Para o filho, os pais são herois, ídolos, companheiros. A criança precisa muito do convívio paterno e diz que quando ficar grande quer ser como seus pais. Só tem um detalhe, nem sempre essas cabecinhas em formação vão ter os pais efetivamente como parâmetro de vida. Como ter algo em comum com pais que se aventuraram levianamente a parir, sem qualquer propósito ou comprometimento? Não souberam brincar com bonecas, saberão lidar com crianças? A vida adulta lhes é apresentada assim, de repente, com excesso de tudo, principalmente de irresponsabilidades e ausência quase total de bom senso. Como harmonizar esse vazio existencial? Como resgatar esses excluídos? E quem pagará o ônus por esse caos?

Infidelidade conjugal é outra evidência da escrota sem-vergonhice da espécie humana. Famílias enfraquecidas. Jesus por razões óbvias de comodismo do homem, nunca é lembrado. Mas a deslealdade acontece celebrando o abraço insano e patético dos afogados. Afinal, o que eles teem em comum? A ilusão de que a “nova descoberta” vai ser a solução para escapar das incompreensões do passado... Ledo engano! O homem que troca de mulher troca de problema e a recíproca também é verdadeira. É apenas uma ilusão momentânea, individual e enganosa, porque ninguém é dono de ninguém seja na esfera física, mental, emocional, espiritual. Por que o ser humano tem tanta dificuldade para entender que não precisa mudar o cardápio. A felicidade não vem por receber algo que não tem, mas por valorizar o que já tem. Tem cara que é perfeccionista para exigir dos outros, mas quanto a si mesmo é uma lástima!

Em sentido mais amplo o “algo em comum” não está no dinheiro, na beleza, no poder... Tudo isso é importante, mas, não chega a levantar a fervura, apenas seduz pela tepidez e deste modo o mundo vai ficando cada vez mais doente. Talvez seja porque está cheio de paraísos materiais artificiais, mas em contraposição carente de coisas tão simples quanto amar. Amar é uma decisão. Não é apenas um sentimento. O sentimento pode se enfraquecer, a decisão não! Se o amor só fosse emoção ele não seria um mandamento: “Amai-vos uns...”.

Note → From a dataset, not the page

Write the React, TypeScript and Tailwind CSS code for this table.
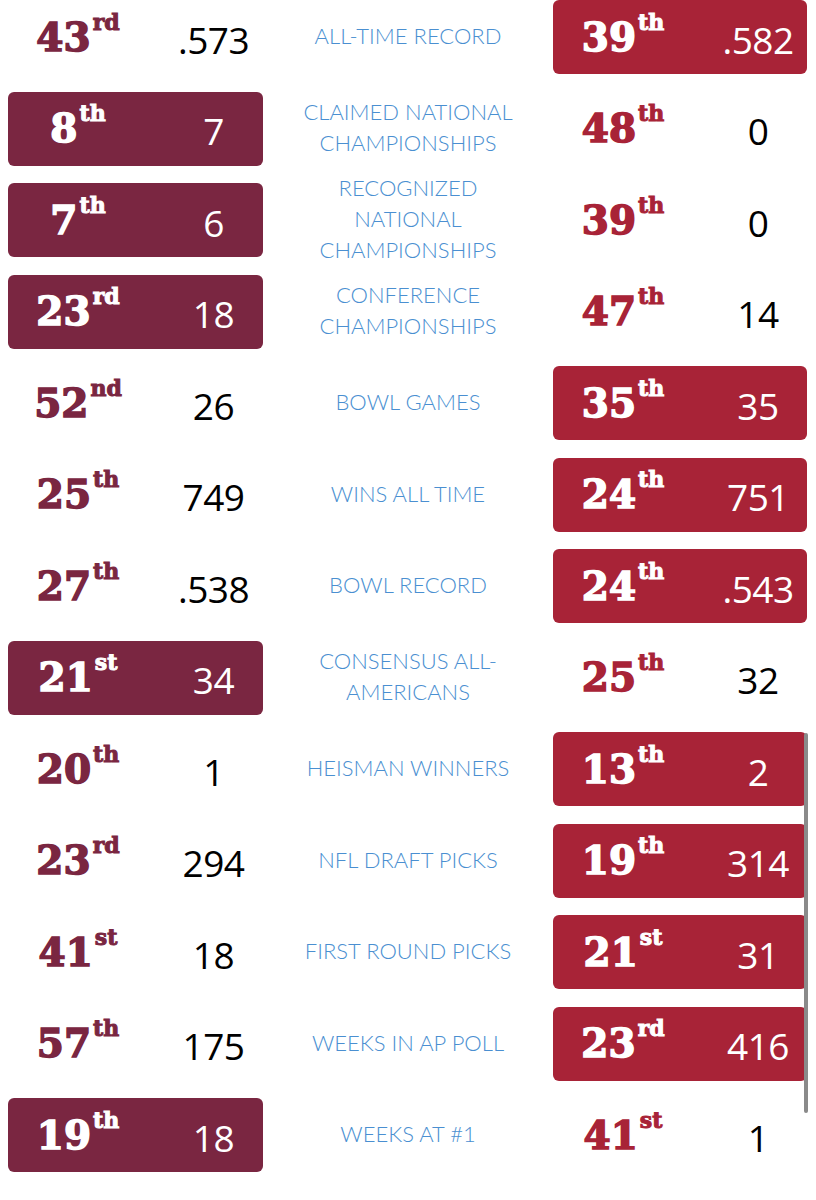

A vida sem ‘amar’ não tem significado. De nada adianta prazer, posses, projetos, faculdades, empregos... É como correr atrás do vento! O hoje sem amar não transforma, não revela a essência da vida. Já citamos aqui o pensamento de Machado de Assis sobre a ansiedade de amar: “As feridas da alma são cuidadas com carinho, atenção e paz”. Tradução: amar é algo em comum e está atrelado diretamente à paciência, compreensão, tolerância. Não são necessários artifícios para ser feliz. Deus se agrada daqueles que buscam sabedoria para honrá-lo. Esses se tornam melhor depois de praticar o amor.

Vivemos numa época de correrias, avesso às obrigações, regras, disciplinas. Com tão poucas coisas em comum as vidas vão sendo esvaziadas de significado e tudo se torna muito confuso, até o poder espiritual enfraquece. A esperança é que um dia a vida inteligente renasça em nós. Deus nunca se cansa de nossos recomeços!


Reflexão – O escritor Gabriel Costa ajuda-nos a entender como é esse processo transformador. Assim, quanto mais o mundo se apequena, mais obriga o homem ser criativos para transformar a dor em amor. “Já ouvi silêncios sábios e já ouvi conselhos vãos. Já vi beijos sem tocar os lábios e toque sem usar a mão. E dessa observância calma, um verso eu deixo de lição: Feliz é quem toca com a alma e enxerga o coração”.

Nota: Para saber mais sobre o tema leia Albert Camus: “O Mito Sísifo”, “O estrangeiro”, “O homem resolvido”, E com acesso tão fácil e com tantas informações boas, leia a Bíblia.